E se poi succede che involontariamente la prospettiva narrante del singolo viene a coincidere in gran parte con il pensiero critico dominante di un preciso momento storico.
Ecco che sorge un po’ spontanea la curiosità di sapere se, e in che misura, questo ruolo di “megafono generazionale” sia stato voluto, ricercato o se sia semplicemente il frutto di un’intersezione fortuita tra l’esigenza di chi racconta e di quella di chi di quel preciso racconto fruisce, immedesimandosene, come quando leggi qualcosa e dentro di te pensi: “Non troverei parole migliori per descrivere quel qualcosa”.
“Nel mio lavoro di autore (quando partecipo alla direzione artistica generale dei testi in un progetto) c’è una parte che può definirsi “a tavolino” in cui si decide cosa e come si vuole comunicare, ma non molto di più. Le mille strizzate d’occhio, le amicizie giuste da mandare avanti prima di chiedersi se il brano sia valido o no, è un modo di lavorare che non capisco e che non adotto sugli altri, figuriamoci su di me. Gli artisti sono “generazionali” se riescono a parlare bene la lingua del loro tempo con le persone che ci vivono. Ma in realtà io non ho mai avuto la pretesa di rappresentare nessuno tranne che me e le mie idee, visto che i megafoni sono oggetti e io invece sono una persona”.
E che cosa vuol dire poi se il mondo che qualcuno di noi prova a raccontare subisce una battuta d’arresto improvvisa, incarnatasi nell’avvento della pandemia?

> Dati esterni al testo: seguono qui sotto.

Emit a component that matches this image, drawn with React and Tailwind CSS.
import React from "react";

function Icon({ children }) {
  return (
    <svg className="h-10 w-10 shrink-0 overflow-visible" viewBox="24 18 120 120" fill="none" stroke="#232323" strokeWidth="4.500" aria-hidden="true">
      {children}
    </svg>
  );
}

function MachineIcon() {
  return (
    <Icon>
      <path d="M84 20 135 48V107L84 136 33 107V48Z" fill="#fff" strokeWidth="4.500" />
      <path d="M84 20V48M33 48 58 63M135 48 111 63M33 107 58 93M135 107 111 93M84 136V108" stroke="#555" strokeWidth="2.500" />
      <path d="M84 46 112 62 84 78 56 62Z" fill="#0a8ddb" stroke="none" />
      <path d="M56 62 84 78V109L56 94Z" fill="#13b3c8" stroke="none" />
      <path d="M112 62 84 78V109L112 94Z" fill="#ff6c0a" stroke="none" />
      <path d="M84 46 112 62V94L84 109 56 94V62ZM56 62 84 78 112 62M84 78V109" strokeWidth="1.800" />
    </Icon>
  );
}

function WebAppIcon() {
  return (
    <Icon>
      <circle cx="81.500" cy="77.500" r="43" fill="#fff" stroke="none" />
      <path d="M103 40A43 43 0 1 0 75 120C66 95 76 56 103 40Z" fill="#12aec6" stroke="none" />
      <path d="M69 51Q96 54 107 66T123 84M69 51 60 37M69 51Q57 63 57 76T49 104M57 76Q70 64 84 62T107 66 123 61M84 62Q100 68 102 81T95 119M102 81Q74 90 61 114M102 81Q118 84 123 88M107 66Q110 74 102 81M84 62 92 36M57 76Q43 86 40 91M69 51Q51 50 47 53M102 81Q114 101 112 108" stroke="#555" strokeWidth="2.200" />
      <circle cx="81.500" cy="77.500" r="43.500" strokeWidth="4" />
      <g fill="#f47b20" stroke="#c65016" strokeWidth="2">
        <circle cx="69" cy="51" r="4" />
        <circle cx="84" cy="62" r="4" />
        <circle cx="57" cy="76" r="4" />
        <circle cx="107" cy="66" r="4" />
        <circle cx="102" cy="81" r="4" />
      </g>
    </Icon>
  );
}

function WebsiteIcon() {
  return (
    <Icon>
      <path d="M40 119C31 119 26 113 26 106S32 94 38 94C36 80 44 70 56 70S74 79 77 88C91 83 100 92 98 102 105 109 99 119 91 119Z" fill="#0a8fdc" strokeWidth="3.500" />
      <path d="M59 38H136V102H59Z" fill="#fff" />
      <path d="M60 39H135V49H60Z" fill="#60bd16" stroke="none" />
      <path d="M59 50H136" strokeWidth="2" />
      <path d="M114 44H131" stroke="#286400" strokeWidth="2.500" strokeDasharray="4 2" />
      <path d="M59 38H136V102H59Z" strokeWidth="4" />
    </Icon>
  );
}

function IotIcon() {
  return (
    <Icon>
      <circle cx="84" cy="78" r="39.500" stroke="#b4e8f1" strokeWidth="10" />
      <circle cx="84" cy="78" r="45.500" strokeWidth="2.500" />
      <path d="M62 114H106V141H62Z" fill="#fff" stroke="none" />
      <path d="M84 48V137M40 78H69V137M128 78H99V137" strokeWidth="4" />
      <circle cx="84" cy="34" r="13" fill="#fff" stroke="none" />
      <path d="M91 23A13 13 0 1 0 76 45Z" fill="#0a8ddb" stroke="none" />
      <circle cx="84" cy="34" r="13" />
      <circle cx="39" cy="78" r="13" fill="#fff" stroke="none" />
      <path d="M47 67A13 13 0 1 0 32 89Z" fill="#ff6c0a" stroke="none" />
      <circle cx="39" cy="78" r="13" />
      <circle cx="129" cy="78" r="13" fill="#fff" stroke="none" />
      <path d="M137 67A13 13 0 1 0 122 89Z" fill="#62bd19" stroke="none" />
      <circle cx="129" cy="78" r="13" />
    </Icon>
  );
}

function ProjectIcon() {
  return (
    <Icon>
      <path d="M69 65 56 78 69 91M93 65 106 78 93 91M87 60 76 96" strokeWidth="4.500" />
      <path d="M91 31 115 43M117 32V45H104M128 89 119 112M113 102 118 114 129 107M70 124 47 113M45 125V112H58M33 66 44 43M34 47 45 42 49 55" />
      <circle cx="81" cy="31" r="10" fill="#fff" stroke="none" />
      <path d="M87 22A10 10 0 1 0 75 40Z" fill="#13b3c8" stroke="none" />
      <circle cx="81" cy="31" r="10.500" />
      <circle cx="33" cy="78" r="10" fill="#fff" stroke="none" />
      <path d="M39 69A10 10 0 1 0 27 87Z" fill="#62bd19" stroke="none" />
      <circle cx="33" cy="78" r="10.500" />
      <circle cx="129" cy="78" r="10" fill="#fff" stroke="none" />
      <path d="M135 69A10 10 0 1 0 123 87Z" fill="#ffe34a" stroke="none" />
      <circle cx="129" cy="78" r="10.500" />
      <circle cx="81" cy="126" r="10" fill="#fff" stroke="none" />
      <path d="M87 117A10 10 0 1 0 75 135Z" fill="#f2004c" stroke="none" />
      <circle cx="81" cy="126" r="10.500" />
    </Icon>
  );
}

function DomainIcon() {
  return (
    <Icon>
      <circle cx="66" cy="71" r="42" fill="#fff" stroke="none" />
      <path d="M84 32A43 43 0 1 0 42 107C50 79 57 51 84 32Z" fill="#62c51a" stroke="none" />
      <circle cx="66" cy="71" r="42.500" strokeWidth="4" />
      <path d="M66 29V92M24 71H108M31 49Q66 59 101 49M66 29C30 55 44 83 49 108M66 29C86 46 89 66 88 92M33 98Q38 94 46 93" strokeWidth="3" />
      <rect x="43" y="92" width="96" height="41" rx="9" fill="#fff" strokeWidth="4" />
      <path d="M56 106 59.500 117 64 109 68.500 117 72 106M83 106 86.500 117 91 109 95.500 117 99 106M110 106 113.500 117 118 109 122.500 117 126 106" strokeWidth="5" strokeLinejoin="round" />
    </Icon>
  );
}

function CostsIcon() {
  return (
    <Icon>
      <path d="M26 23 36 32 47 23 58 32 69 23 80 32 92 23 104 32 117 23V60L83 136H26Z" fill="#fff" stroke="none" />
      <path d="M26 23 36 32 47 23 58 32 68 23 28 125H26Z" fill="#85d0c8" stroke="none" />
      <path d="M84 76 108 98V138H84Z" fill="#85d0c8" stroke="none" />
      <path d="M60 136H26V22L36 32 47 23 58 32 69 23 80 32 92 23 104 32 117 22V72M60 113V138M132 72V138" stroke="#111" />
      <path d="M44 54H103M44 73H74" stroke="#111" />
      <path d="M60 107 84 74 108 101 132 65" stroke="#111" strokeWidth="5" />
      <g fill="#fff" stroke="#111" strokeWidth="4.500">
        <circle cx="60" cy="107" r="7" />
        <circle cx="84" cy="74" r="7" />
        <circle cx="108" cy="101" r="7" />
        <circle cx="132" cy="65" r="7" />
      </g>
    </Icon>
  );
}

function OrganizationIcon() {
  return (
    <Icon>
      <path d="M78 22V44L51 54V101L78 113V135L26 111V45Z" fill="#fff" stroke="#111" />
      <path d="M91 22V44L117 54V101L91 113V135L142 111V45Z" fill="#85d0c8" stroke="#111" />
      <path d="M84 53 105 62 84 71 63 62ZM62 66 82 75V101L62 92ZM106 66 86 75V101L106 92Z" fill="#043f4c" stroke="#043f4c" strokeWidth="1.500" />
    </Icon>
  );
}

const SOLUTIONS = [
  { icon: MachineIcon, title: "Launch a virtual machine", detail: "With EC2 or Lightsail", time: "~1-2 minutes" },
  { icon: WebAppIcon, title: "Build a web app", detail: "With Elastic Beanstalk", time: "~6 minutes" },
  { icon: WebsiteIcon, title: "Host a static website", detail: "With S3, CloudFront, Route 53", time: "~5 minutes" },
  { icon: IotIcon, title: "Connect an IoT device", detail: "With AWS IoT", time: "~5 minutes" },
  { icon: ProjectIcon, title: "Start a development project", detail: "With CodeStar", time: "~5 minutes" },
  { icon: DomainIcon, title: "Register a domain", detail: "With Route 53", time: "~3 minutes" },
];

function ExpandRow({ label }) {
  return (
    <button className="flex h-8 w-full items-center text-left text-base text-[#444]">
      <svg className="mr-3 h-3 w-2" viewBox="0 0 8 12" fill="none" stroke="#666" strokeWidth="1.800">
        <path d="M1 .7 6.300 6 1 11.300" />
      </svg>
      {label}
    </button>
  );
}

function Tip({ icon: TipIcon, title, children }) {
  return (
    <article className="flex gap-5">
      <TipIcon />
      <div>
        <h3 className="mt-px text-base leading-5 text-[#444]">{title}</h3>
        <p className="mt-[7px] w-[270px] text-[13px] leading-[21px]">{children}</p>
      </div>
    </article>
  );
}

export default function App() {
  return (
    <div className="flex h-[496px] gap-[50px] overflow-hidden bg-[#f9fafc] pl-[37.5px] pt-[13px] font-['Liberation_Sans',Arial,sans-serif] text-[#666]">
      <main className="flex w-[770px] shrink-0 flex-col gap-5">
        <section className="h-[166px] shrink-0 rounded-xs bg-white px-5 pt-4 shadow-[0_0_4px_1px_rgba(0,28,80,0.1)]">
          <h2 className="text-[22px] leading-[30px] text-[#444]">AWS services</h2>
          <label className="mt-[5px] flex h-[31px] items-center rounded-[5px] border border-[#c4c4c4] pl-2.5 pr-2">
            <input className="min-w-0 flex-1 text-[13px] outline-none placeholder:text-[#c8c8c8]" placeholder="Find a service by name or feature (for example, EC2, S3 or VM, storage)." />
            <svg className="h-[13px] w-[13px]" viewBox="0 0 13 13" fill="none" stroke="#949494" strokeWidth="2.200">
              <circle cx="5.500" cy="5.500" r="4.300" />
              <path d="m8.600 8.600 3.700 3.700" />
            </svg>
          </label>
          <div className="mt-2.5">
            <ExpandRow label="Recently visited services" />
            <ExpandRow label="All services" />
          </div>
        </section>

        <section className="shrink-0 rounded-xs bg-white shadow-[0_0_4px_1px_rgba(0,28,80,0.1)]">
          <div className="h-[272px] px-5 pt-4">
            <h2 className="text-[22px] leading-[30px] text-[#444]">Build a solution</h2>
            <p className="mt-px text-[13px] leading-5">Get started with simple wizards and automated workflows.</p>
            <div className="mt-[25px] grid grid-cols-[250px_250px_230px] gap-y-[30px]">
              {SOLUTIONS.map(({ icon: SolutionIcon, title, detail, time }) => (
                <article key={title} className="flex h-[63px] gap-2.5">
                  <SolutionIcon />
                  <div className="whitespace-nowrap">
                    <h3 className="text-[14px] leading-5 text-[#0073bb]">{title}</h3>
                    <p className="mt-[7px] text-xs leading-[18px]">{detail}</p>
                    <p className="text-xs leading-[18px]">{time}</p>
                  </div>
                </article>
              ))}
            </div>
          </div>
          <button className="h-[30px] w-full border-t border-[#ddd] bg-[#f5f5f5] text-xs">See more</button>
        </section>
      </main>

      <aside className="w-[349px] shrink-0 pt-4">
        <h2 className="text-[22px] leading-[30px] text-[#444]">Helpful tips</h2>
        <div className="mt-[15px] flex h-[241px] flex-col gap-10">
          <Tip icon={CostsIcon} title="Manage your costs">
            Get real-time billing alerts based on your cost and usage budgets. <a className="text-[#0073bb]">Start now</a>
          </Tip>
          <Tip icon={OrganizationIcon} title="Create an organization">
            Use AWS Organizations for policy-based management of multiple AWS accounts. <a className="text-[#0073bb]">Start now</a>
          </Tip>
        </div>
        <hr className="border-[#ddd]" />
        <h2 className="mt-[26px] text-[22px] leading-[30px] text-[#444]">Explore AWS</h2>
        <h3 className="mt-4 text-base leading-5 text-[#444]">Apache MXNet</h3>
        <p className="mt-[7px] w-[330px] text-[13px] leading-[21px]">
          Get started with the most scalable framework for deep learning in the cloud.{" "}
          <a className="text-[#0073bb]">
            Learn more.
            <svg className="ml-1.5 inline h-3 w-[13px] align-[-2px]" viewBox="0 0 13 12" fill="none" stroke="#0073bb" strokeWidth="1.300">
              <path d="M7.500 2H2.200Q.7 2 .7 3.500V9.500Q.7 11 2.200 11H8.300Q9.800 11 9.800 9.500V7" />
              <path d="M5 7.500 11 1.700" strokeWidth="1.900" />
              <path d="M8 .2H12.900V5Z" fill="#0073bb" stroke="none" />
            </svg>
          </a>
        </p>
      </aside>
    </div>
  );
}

Un mondo che sotto molti aspetti, diciamolo, non funzionava proprio. Ora stiamo ripartendo. Ma non con studiata calma e con una mutata e consapevole visione di tutte quelle cose che semplicemente non andavano. No, stiamo correndo. Ancora una volta. Condividendo quanto letto da qualche parte che ora non sto qui a specificare: “l’idea di ricominciare da dove c’eravamo interrotti non è affatto così attraente”. E certo che non lo è. Lo stand by forzato che abbiamo vissuto in questi lunghi mesi doveva essere L’occasione sovrana per rivedere certi schemi e dinamiche sociali che da troppo tempo puzzano di marcio. Fretta, vedo solo un’immotivata, sconsiderata fretta di ricatapultarci alla situazione di prima, dando per scontato che quello fosse a tutti gli effetti “il migliore dei mondi possibili”.
Discorso analogo si potrebbe applicare alla musica, e a quel suo mercato così saturo e autoreferenziale che forse è il caso di rivedere, di rinnovare.
“Con la pandemia si sono interrotte alcune attività, altre si sono modificate. Ora molte cose stanno più o meno faticosamente riprendendo i ritmi e le caratteristiche di prima. Il covid si inserisce in un processo molto ampio e complicato iniziato prima e che è ovviamente continuato anche questi due anni. Non è l’intero punto della questione. Ci sono, per esempio, la crescente importanza del mercato rispetto all’artista, la disumanizzazione del rapporto col pubblico – anche se ti vendono il fatto che rispondere in diretta significa “stare vicino a chi ti ascolta” –, le sempre minori tutele sul lavoro, il cambiamento del ruolo degli artisti, l’evidente insostenibilità dell’economia musicale, l’assenza di qualsiasi controllo nella competizione.
E questo fa parte di un quadro ancora più ampio di povertà, concentrazione della ricchezza nelle mani di pochissimi, scelte criminali in materia ambientale, compressione dei diritti altrui. Uno dice: ma che c’entra? La musica è un piccolo specchio di una tendenza generale del post-capitalismo al quale si è adattata perché ha seguito la linea evolutiva del resto delle attività umane. Il mondo è diventato ancor più una merda, e così la musica. Questa è una domanda complessa, non c’è una risposta semplice, si dovrebbe scrivere un libro. Anzi forse meglio leggerlo”.